From the acknowledgment:
Finally, I would like to thank my brother Marc,
whose involvement in radical causes led me to explore the
history of American radicalism in the hope of clarifying my
own political ideas.
From p.21-22:
More likely, however, Italians did not participate in party
life because their Old World traditions and experiences had not
prepared them to do so. Unlike the Jewish artisans, the
Italians came to the U.S. from backward agrarian areas. Their
education was scanty, their organizational experience limited,
their social traditions land- and village-oriented. These
former peasants found stability in the New World not through
political organizations or trade unions or workmen’s circles –
all of which seemed alien institutions — but through family
and village ties. The Southern Italians, then, were less than
likely Socialists.
P. 45:
New York’s leaders often stated that trade unionism
could contribute to the socialist cause. By developing
among workingmen a sense of class consciousness — a belief
that their interests necessarily conflicted with those of
their employers — trade unions had the potential to turn
the politically unaware into committed socialists. Despite
this assertion, however, the New York leaders adamantly
refused to involve themselves in the internal workings of
trade organizations that had yet to proclaim their socialism.
From p.66:
World War I itself did not overly astonish the socialists.
Most accepted, after all, the premise that the competitive
struggles of capitalism bred armed conflict. “The capitalists
of each country,” [Morris] Hillquit wrote in 1912,strive not only to preserve and extend their own
markets, but also to invade those of the rival
nations and to conquer new markets … the
specter of war is thus ever hovering among
them.
From the conclusion, p. 127:
In our own times, a coherent socialist movement is
nowhere to be found in the United States. Americans are
more likely to speak of a golden past than of a golden future,
of capitalism’s glories than of socialism’s greatness. Conformity
overrides dissent; the desire to conserve has overwhelmed
the urge to alter. Such a state of affairs cries out for explanation.

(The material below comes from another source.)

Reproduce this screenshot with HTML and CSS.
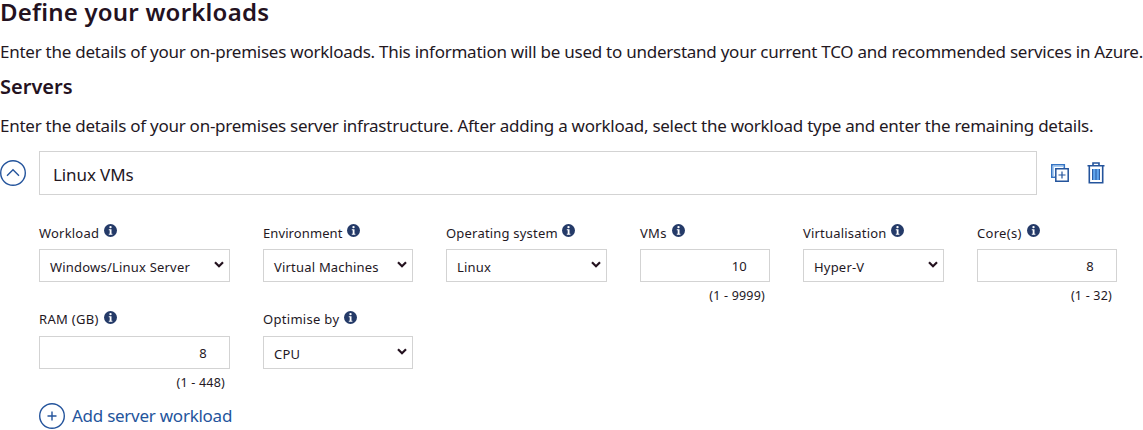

Why, in a society by no means perfect, has a radical party
never attained the status of a major political force? Why, in
particular, did the socialism movement never become an
alternative to the nation’s established parties?
Conclusion, p. 129-130:
Through its own internal feuding, then, the SP
exhausted itself forever and further reduced labor radicalism
in New York to the position of marginality and insignificance
from which it has never recovered. The story is a sad but
also a chastening one for those who, more than half a century
after socialism’s decline, still wish to change America.
Radicals have often succumbed to the devastating bane of
sectarianism; it is easier, after all, to fight one’s
fellows than it is to battle an entrenched and powerful
foe. Yet if the history of Local New York shows anything,
it is that American radicals cannot afford to become their
own worst enemies. In unity lies their only hope.
My Thoughts
This thesis, if it is authentic, is no smoking gun or damning piece of evidence that would by itself jeopardize Elena Kagan’s prospects to become the next Supreme Court Justice. One could argue that an undergraduate thesis hardly equals support of the topic at hand, and that was the point used by Kagan’s advisor at the time, Sean Wilentz, when questioned by the New York Times about it. Even if Kagan considered herself a socialist in 1981, her political views may have changed in the years since — not that unlikely a scenario, I grant, considering how my own worldview has changed since I was 21.
That said, I still question Kagan’s motivations. The topic of her thesis seems so specific — and so boring, at least to me – that I can only assume that she was interested (if not passionate) about the topic. As she was perusing a history degree, it strikes me that there were a million other topics she could have chosen.
Also, given the leftist/socialist bent that the Obama Administration has demonstrated in both its policies and staffing, this strikes me as just another dot to connect that would indicate that Kagan is cut from the same cloth.
Does it matter? Ultimately, yes: socialism is inherently flawed. For all the faults of capitalism, it still provides individuals with the opportunity to excel and enjoy the fruits of their labor. For socialism to truly work, you need to change human nature: spreading the wealth is merely a disincentive for excellence. After all, why should I work harder than the laziest person in the factory if we’re going to be paid the same?
Unfortunately, I believe we won’t know her actual philosophy until long after she’s been appointed to the Supreme Court: the media is currently a-twitter about her sexual orientation, and with a Democratic majority in Congress I doubt any serious investigation into her judicial fitness will take place. As with Sonia Sotomayor, a review of Kagan’s actual experience (or lack thereof) will take a back seat to sound bite questions asked by bureaucratic idiots more concerned about November than the impact of their actions in the years to come.